Low-temperature inkjet-printed electrochemical sensors on OSTE+ microfluidics for oxygen monitoring and scavenging

Real-time monitoring of biological events is essential for advancing in drug testing, disease modeling, and precision medicine. However, conventional analytical methods often lack the spatiotemporal resolution to capture dynamic cellular responses, particularly in Organ-on-a-Chip (OoC) platforms and microphysiological systems (MPS). While progress has been made in sensor development, integrating sensors into microfluidic devices remains technically challenging. Materials commonly used in microfluidics, such as polydimethylsiloxane (PDMS), are poorly suited for stable sensor integration due to low metal adhesion. Off-stoichiometry thiol-ene-epoxy (OSTE+) polymers present a promising alternative due to the presence of unreacted thiol groups. These groups enable dual functionalities: strong metal affinity for direct for robust sensor integration, and oxygen scavenging essential for microscale oxygen level control.

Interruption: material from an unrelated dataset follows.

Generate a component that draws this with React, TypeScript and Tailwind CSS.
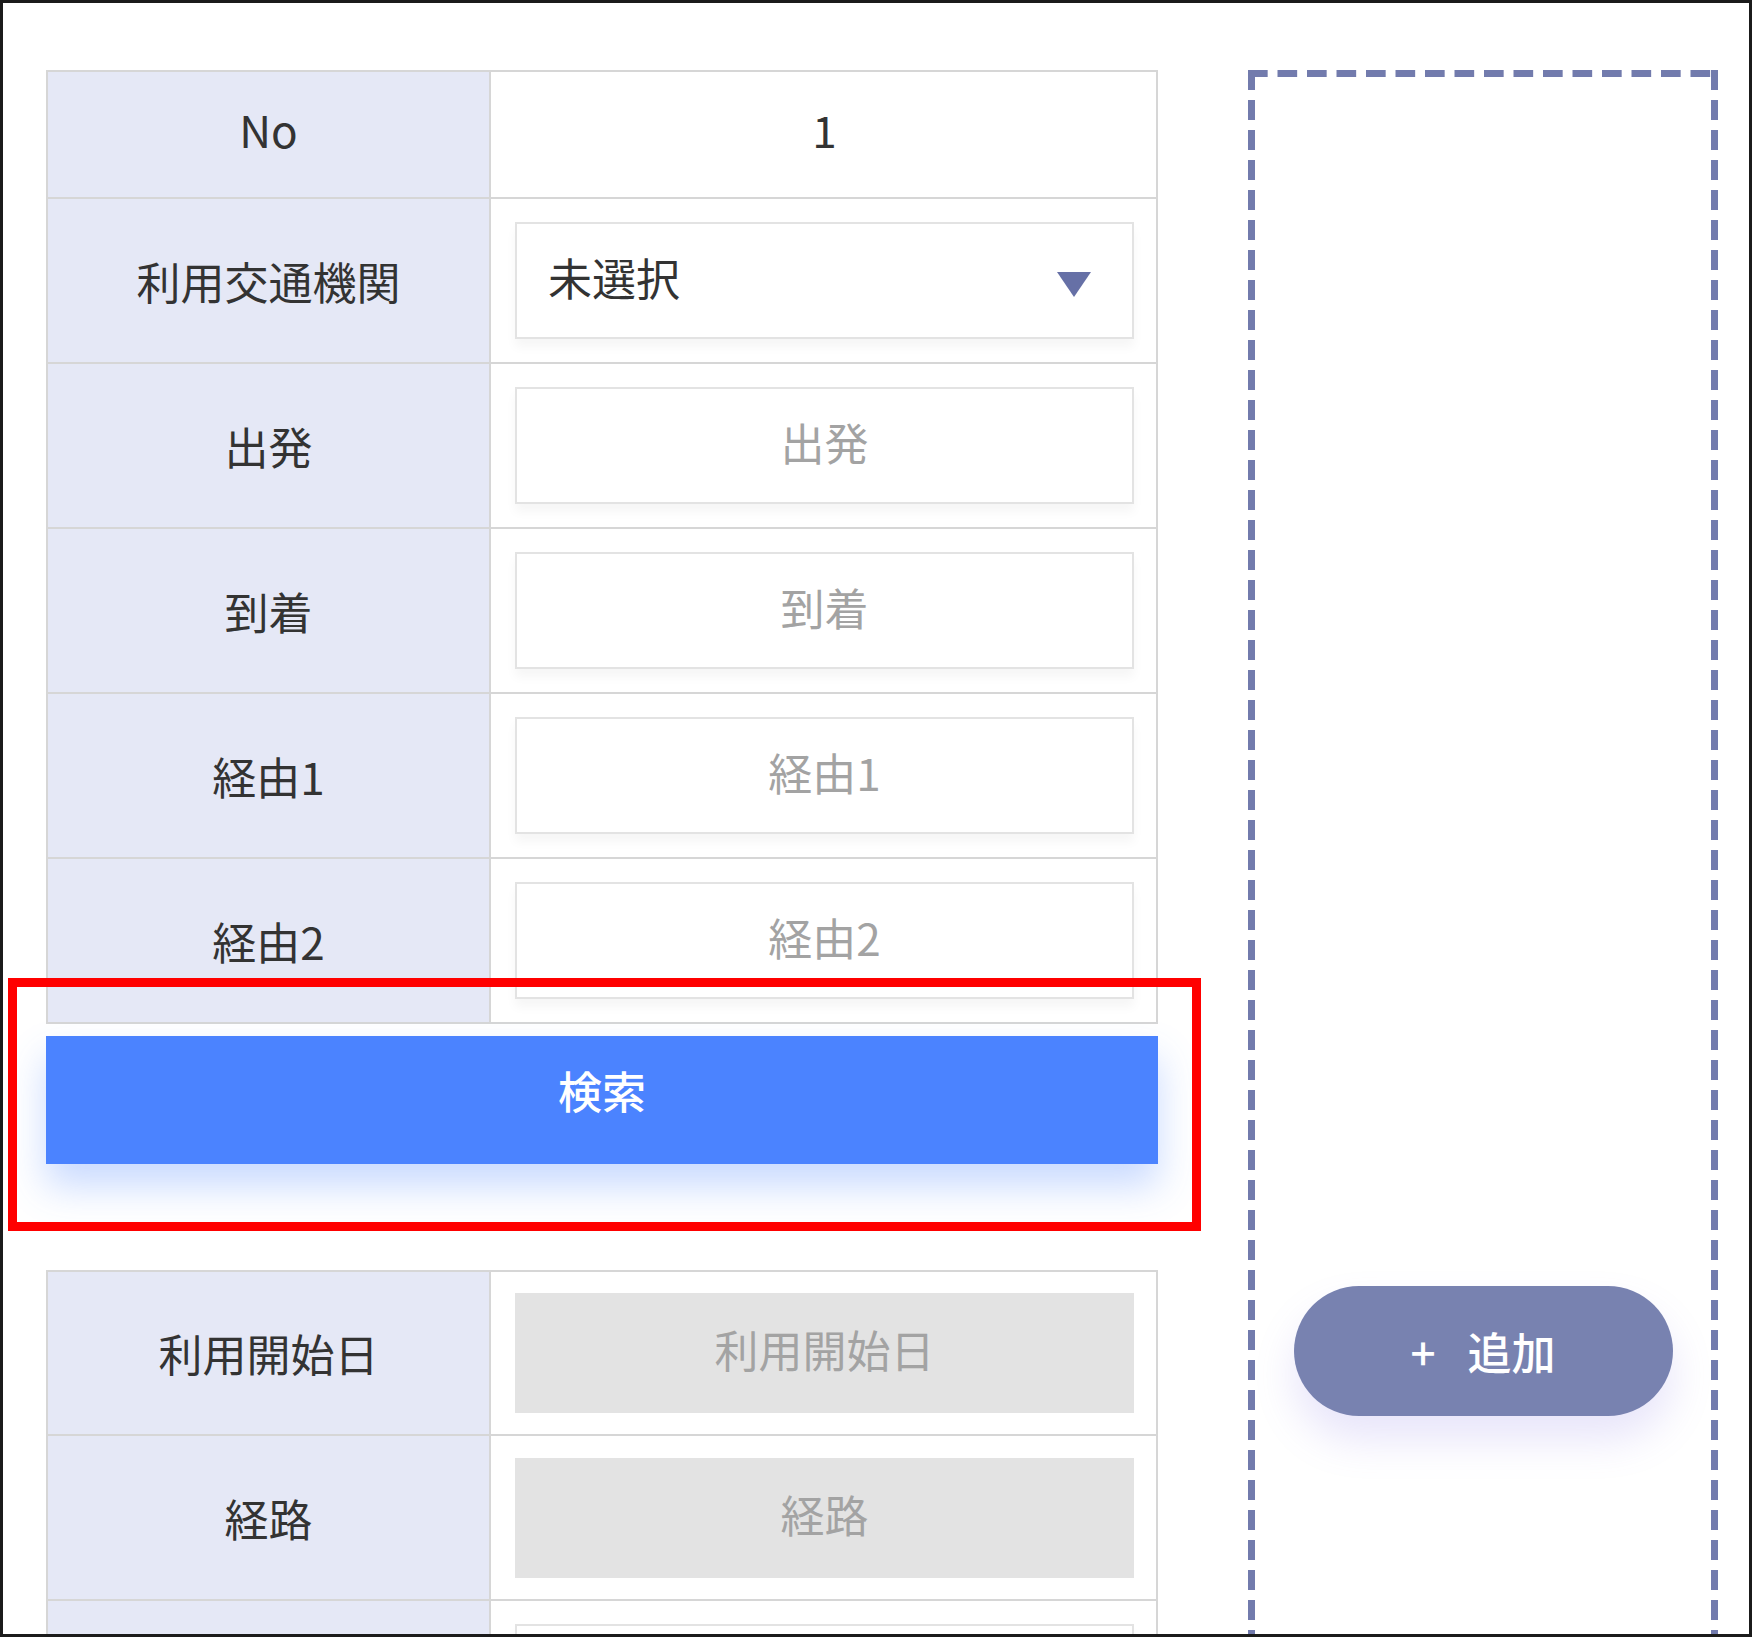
import React from "react"

type Row = { label: string; kind: "text" | "select" | "input" | "disabled"; value: string }

const routeRows: Row[] = [
	{ label: "No", kind: "text", value: "1" },
	{ label: "利用交通機関", kind: "select", value: "未選択" },
	{ label: "出発", kind: "input", value: "出発" },
	{ label: "到着", kind: "input", value: "到着" },
	{ label: "経由1", kind: "input", value: "経由1" },
	{ label: "経由2", kind: "input", value: "経由2" },
]

const resultRows: Row[] = [
	{ label: "利用開始日", kind: "disabled", value: "利用開始日" },
	{ label: "経路", kind: "disabled", value: "経路" },
	{ label: "", kind: "input", value: "" },
]

function Cell({ row }: { row: Row }) {
	if (row.kind === "text") {
		return <span className="pb-[12px] text-[#333]">{row.value}</span>
	}
	if (row.kind === "select") {
		return (
			<div className="flex h-[117px] w-full items-center justify-between border-2 border-[#e3e3e3] bg-white pl-[31px] pr-[41px] shadow-[0_8px_10px_rgba(0,0,0,0.04)]">
				<span className="pb-[8px] text-[#333]">{row.value}</span>
				<svg width="34" height="25" viewBox="0 0 34 25" className="mt-[8px]">
					<path d="M0 0 L34 0 L17 25 Z" fill="#6670a6" />
				</svg>
			</div>
		)
	}
	if (row.kind === "disabled") {
		return (
			<div className="flex h-[120px] w-full items-center justify-center bg-[#e3e3e3] pb-[8px] text-[#a3a3a3]">
				{row.value}
			</div>
		)
	}
	return (
		<div className="flex h-[117px] w-full items-center justify-center border-2 border-[#e3e3e3] bg-white pb-[8px] text-[#a3a3a3] shadow-[0_8px_10px_rgba(0,0,0,0.04)]">
			{row.value}
		</div>
	)
}

function FormTable({ rows, firstHeight }: { rows: Row[]; firstHeight: string }) {
	return (
		<div className="border-2 border-[#d6d6d6]">
			{rows.map((row, i) => (
				<div
					key={i}
					className={`flex ${i === 0 ? firstHeight : "h-[165px] border-t-2 border-[#d6d6d6]"}`}
				>
					<div
						className={`flex w-[443px] shrink-0 items-center justify-center border-r-2 border-[#d6d6d6] bg-[#e5e8f6] text-[#333] ${
							i === 0 && row.label === "No" ? "pb-[12px]" : ""
						}`}
					>
						{row.label}
					</div>
					<div className="flex flex-1 items-center justify-center bg-white pl-[24px] pr-[22px]">
						<Cell row={row} />
					</div>
				</div>
			))}
		</div>
	)
}

export default function App() {
	return (
		<div className="relative h-[1637px] w-[1752px] overflow-hidden border-[3px] border-[#1b1b1b] bg-white font-['Noto_Sans_CJK_JP',sans-serif] text-[44px] leading-none">
			<div className="flex items-start pl-[43px] pt-[67px]">
				<div className="w-[1112px] shrink-0">
					<FormTable rows={routeRows} firstHeight="h-[125px]" />

					<button className="mt-[12px] flex h-[128px] w-full items-center justify-center bg-[#4b83ff] pb-[20px] font-medium text-white shadow-[0_22px_36px_rgba(77,132,255,0.3)]">
						検索
					</button>

					<div className="mt-[106px]">
						<FormTable rows={resultRows} firstHeight="h-[162px]" />
					</div>
				</div>

				{/* dashed drop area: dashes drawn with gradients to get the long-dash look */}
				<div className="ml-[90px] h-[1700px] w-[470px] shrink-0 p-[7px] [background-image:linear-gradient(to_right,#727bad_68%,transparent_0),linear-gradient(to_bottom,#727bad_68%,transparent_0),linear-gradient(to_bottom,#727bad_68%,transparent_0)] [background-position:0_0,0_0,100%_0] [background-repeat:repeat-x,repeat-y,repeat-y] [background-size:29.5px_7px,7px_30px,7px_30px]">
					<button className="mx-auto mt-[1209px] flex h-[130px] w-[379px] items-center justify-center rounded-full bg-[#7882b0] font-medium text-white shadow-[0_24px_40px_rgba(130,110,230,0.18)]">
						<span className="mr-[32px]">+</span>
						<span>追加</span>
					</button>
				</div>
			</div>

			{/* annotation frame */}
			<div className="pointer-events-none absolute left-[5px] top-[975px] h-[253px] w-[1193px] border-[9px] border-[#ff0000]" />
		</div>
	)
}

However, their compatibility with conventional sensor fabrication methods, particularly those requiring elevated temperatures, is limited. This work introduces a low-temperature fabrication method based on inkjet printing and photonic curing, suitable for thermally sensitive substrates. Gold and silver nanoparticle inks were directly sintered onto OSTE+ using photonic curing, producing functional electrochemical sensors for spatially resolved and real-time oxygen detection. Unlike conventional thermal sintering, which is incompatible with many microfluidic materials, photonic curing preserves the chemical reactivity and mechanical properties of the polymer without requiring surface treatment or adhesive layers. To demonstrate functionality, sensors were integrated into microfluidic devices for continuous monitoring of dissolved oxygen. Real-time oxygen depletion driven by the material’s intrinsic scavenging capability was successfully quantified. These findings support the compatibility of sensor integration into OSTE+ polymers enhancing the real-time monitoring capabilities in OoC and MPS systems.